Schwarze: Auf der einen Seite erleben wir einen zunehmenden Ruf nach einer Grundorientierung in den Werten des christlichen Abendlandes die aus dem Horizont der biblischen Botschaft entstanden sind. „Die Würde des Menschen ist unantastbar“ - das ist eine biblische Vorstellung von Gott der den Menschen nach seinem Bilde formte. Diese Forderung gilt ausnahmslos für jeden einzelnen Menschen, sie ist ein Grundsatz mit universeller Bedeutung. Jeder Mensch wurde von Gott gleich geschaffen und mit der gleichen Würde ausgestattet. Hinzu kommen andere Werte wie Solidarität, Achtung, Freundschaft, Hilfsbereitschaft und Nächstenliebe. Das sollte unsere Gesellschaft ausmachen. Dem gegenüber steht die Anwendung von Brauchtum und Riten, die vielfach nicht einmal mehr bekannt sind. Man beruft sich auf Werte, nimmt die religiösen Feiertage gerne in Anspruch, der Inhalt aber ist egal, ist austauschbar.
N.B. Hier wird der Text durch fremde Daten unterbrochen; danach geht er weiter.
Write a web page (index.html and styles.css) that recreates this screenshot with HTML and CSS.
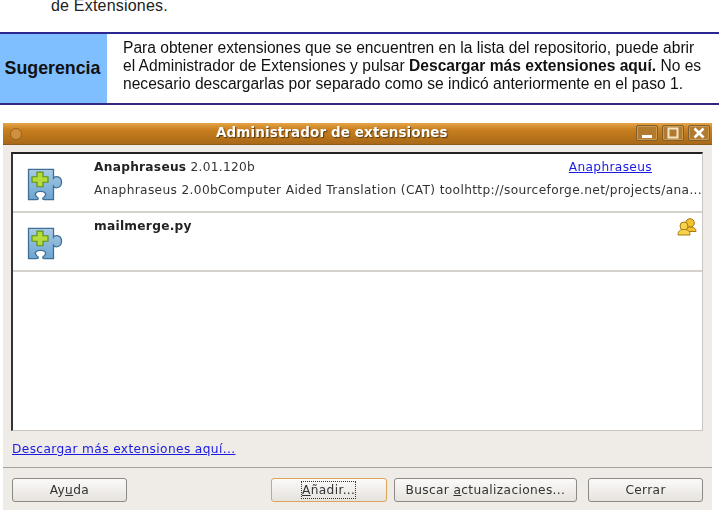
FILE: index.html
```html
<!DOCTYPE html>
<html lang="es">
<head>
<meta charset="UTF-8">
<title>Administrador de extensiones</title>
<link rel="stylesheet" href="styles.css">
</head>
<body>
<p class="step">de Extensiones.</p>

<div class="tip">
  <div class="tip-label">Sugerencia</div>
  <div class="tip-text">Para obtener extensiones que se encuentren en la lista del repositorio, puede abrir el Administrador de Extensiones y pulsar <strong>Descargar más extensiones aquí.</strong> No es necesario descargarlas por separado como se indicó anteriormente en el paso 1.</div>
</div>

<div class="window">
  <div class="titlebar">
    <span class="title-dot"></span>
    <span class="title">Administrador de extensiones</span>
    <div class="title-buttons">
      <span class="title-btn"><svg width="14" height="12" viewBox="0 0 14 12"><rect x="2" y="8" width="10" height="3" fill="#fff"/></svg></span>
      <span class="title-btn"><svg width="14" height="12" viewBox="0 0 14 12"><rect x="2.500" y="1.500" width="9" height="9" fill="none" stroke="#f5e6c8" stroke-width="2"/></svg></span>
      <span class="title-btn"><svg width="14" height="12" viewBox="0 0 14 12"><path d="M2.500 1.500l9 9M11.500 1.500l-9 9" stroke="#fff" stroke-width="2.600"/></svg></span>
    </div>
  </div>
  <div class="content">
    <div class="list">
      <div class="row">
        <svg class="puzzle" width="36" height="33" viewBox="0 0 36 36" preserveAspectRatio="none">
          <use href="#puzzle-shape"/>
        </svg>
        <div class="row-main">
          <div class="row-head">
            <span><b>Anaphraseus</b> 2.01.120b</span>
            <a class="row-link" href="#">Anaphraseus</a>
          </div>
          <div class="row-desc">Anaphraseus 2.00bComputer Aided Translation (CAT) toolhttp://sourceforge.net/projects/ana...</div>
        </div>
      </div>
      <div class="row">
        <svg class="puzzle" width="36" height="33" viewBox="0 0 36 36" preserveAspectRatio="none">
          <defs>
            <linearGradient id="piece" x1="0" y1="0" x2="0" y2="1">
              <stop offset="0" stop-color="#a9cbe6"/>
              <stop offset="1" stop-color="#6ba5d0"/>
            </linearGradient>
            <g id="puzzle-shape">
              <path d="M1.500 1.500H26.500V11C28 8.500 34.500 8.500 34.500 15.500S28 22.500 26.500 20V34.500H17C15.500 34.500 15 33 17 31.500C20.500 28.500 18 25.500 13.500 25.500S6.500 28.500 10 31.500C12 33 11.500 34.500 10 34.500H1.500Z" fill="url(#piece)" stroke="#3f6f96" stroke-width="1.300"/>
              <path d="M10 4.500H16V9.500H21V15.500H16V20.500H10V15.500H5V9.500H10Z" fill="#b6dc3c" stroke="#5d8f1c" stroke-width="1.200"/>
            </g>
          </defs>
          <use href="#puzzle-shape"/>
        </svg>
        <div class="row-main">
          <div class="row-head">
            <span><b>mailmerge.py</b></span>
            <svg class="users" width="20" height="18" viewBox="0 0 20 18">
              <circle cx="13" cy="5" r="4.300" fill="#f2c230" stroke="#a87a10"/>
              <path d="M8 13.500c0-3.500 2-4.500 5-4.500s6 1 6 4.500z" fill="#f2c230" stroke="#a87a10"/>
              <circle cx="7" cy="8" r="4" fill="#f7d24a" stroke="#a87a10"/>
              <path d="M1 17c0-4 2-5.500 6-5.500S13 13 13 17z" fill="#f7d24a" stroke="#a87a10"/>
            </svg>
          </div>
        </div>
      </div>
    </div>
    <a class="more" href="#">Descargar más extensiones aquí...</a>
  </div>
  <div class="actions">
    <button class="btn btn-help">Ay<u>u</u>da</button>
    <button class="btn btn-add"><span class="focus"><u>A</u>ñadir...</span></button>
    <button class="btn btn-update">Buscar <u>a</u>ctualizaciones...</button>
    <button class="btn btn-close">Cerrar</button>
  </div>
</div>
</body>
</html>
```

FILE: styles.css
```css
html, body {
  margin: 0;
  height: 513px;
  overflow: hidden;
  background: #fff;
}

body {
  font-family: "Liberation Sans", Arial, sans-serif;
  color: #111;
}

.step {
  margin: 0;
  height: 32px;
  padding-left: 51px;
  font-size: 16px;
  letter-spacing: 0.2px;
  line-height: 12px;
  box-sizing: border-box;
  color: #222;
}

/* tip box */
.tip {
  display: flex;
  height: 73px;
  box-sizing: border-box;
  border-top: 2px solid #2b2690;
  border-bottom: 2px solid #322a80;
}

.tip-label {
  width: 107px;
  flex: none;
  background: #7fbfff;
  display: flex;
  align-items: center;
  justify-content: center;
  padding-right: 2px;
  box-sizing: border-box;
  font-size: 17.800px;
  font-weight: bold;
}

.tip-text {
  padding: 5px 12px 0 16px;
  font-size: 15.600px;
  line-height: 18px;
  filter: blur(0.25px);
}

/* dialog */
.window {
  width: 709px;
  margin: 18px 0 0 3px;
  height: 387px;
  background: #efebe7;
  font-family: "DejaVu Sans", Verdana, sans-serif;
  font-size: 12.200px;
  letter-spacing: 0.35px;
  color: #333;
  filter: blur(0.4px);
}

.titlebar {
  height: 21px;
  background: linear-gradient(#e6a54a, #c9801f 30%, #b5711a 75%, #a9691a);
  border-bottom: 1px solid #8a5a1c;
  display: flex;
  align-items: center;
  position: relative;
}

.title-dot {
  width: 10px;
  height: 10px;
  margin-left: 7px;
  border-radius: 50%;
  border: 1px solid #9a6420;
  background: #d09040;
}

.title {
  position: absolute;
  left: 213px;
  top: 1px;
  font-weight: bold;
  font-size: 13.500px;
  letter-spacing: 0.1px;
  color: #fff;
  text-shadow: 1px 1px 1px #5a3a10;
}

.title-buttons {
  margin-left: auto;
  margin-right: 2px;
  margin-bottom: 2px;
  display: flex;
  gap: 4px;
}

.title-btn {
  width: 22px;
  height: 16px;
  box-sizing: border-box;
  border: 1px solid #80602c;
  border-radius: 2px;
  background: #b27a2e;
  box-shadow: inset 0 0 0 1px #c99a52;
  display: flex;
  align-items: center;
  justify-content: center;
}

.content {
  padding: 7px 9px 0 8px;
}

.list {
  height: 279px;
  box-sizing: border-box;
  background: #fff;
  border: 1px solid #c9c5c0;
  border-top: 2px solid #222;
  border-left: 2px solid #333;
}

.row {
  display: flex;
  height: 59px;
  box-sizing: border-box;
  border-bottom: 2px solid #d4d1cd;
  padding: 14px 0 0 14px;
}

.puzzle {
  flex: none;
}

.row-main {
  margin-left: 31px;
  margin-top: -13px;
  flex: 1;
  min-width: 0;
  padding-right: 3px;
}

.row-head {
  display: flex;
  justify-content: space-between;
  height: 24px;
  margin-bottom: 4px;
  align-items: center;
  padding-right: 2px;
}

.row-head span {
  letter-spacing: 0.27px;
}

.row-head b {
  color: #222;
}

.row-link {
  color: #1a1ae0;
  margin-right: 45px;
}

.users {
  margin-top: 2px;
}

.row-desc {
  white-space: nowrap;
}

.more {
  display: block;
  margin-top: 11px;
  margin-left: 1px;
  height: 25px;
  color: #1a1ae0;
  letter-spacing: 0.38px;
}

.actions {
  border-top: 1px solid #a6a39e;
  display: flex;
  padding: 10px 9px 0 9px;
  height: 42px;
  box-sizing: border-box;
}

.btn {
  height: 24px;
  padding: 0;
  box-sizing: border-box;
  border: 1px solid #8c8a85;
  border-radius: 3px;
  background: linear-gradient(#fbfaf9, #e6e2dd);
  font: inherit;
  letter-spacing: inherit;
  color: #333;
}

.btn-help {
  width: 115px;
}

.btn-add {
  width: 116px;
  margin-left: 144px;
  border-color: #dca35a;
}

.focus {
  border: 1px dotted #333;
  padding: 1px 0;
}

.btn-update {
  width: 184px;
  margin-left: 7px;
}

.btn-close {
  width: 115px;
  margin-left: 11px;
}
```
nnz: Was meinen Sie konkret? Die Weihnachtsgeschichte ist doch auch heute noch allgemein bekannt, „Stille Nacht, heilige Nacht“, das ist doch noch präsent, oder nicht?

Schwarze: Nehmen Sie zum Beispiel den Unterschied zwischen Advents- und Weihnachtszeit. Den kennt man heute kaum noch. Der Weihnachtsbaum strahlt schon hell erleuchtet lange vor dem 24. Dezember. In dem eigentlichen Brauchtum steckt aber auch eindeutige Symbolik. Der Baum wird am 23. angeputzt, am 24. leuchtet er. Ein Hoffnungszeichen wie es das Jesuskind war. Am Baum hingen eigentlich einmal Äpfel statt Glaskugeln, als Symbol von Adam und Eva und dem verlorenen Paradies. Das Kommen des Kindes ist auch die Auflösung dieses Verlustes. Das Paradies sollte ein unerreichbarer Sehnsuchtsort sein, mit der Weihnachtsgeschichte aber werden Sehnsüchte erreichbar. Der Weihnachtsfrieden, der über uns kommt, nicht nur in der heiligen Nacht sondern im Lebenswandel der Menschen, das ist keine fiktive Vision einer unerreichbaren Sehnsucht und Hoffnung, sondern wird zu einer realen Möglichkeit. Jeder kann das aufnehmen und auf seine Weise umsetzen.

nnz: Das große Reformationsjahr ist vorbei, das neue steht schon vor der Tür. Was macht man nach so einem Jahr?

Schwarze: Große Events wird es erst einmal nicht geben. Wir wollen aber an den Kooperationen festhalten und anknüpfen, die wir in diesem Jahr erfahren haben. Eine Zukunftswerkstatt ist geplant in der wir uns damit befassen wollen was uns in den nächsten Jahren tragen und bewegen soll. Die Konzentration wird also erst einmal auf dem Inneren liegen aber mit dem eindeutigen Blick nach außen. Wir sind Kirche in der Welt.

nnz: Herr Schwarze, wir danken für das Gespräch und wünschen frohe Feiertage.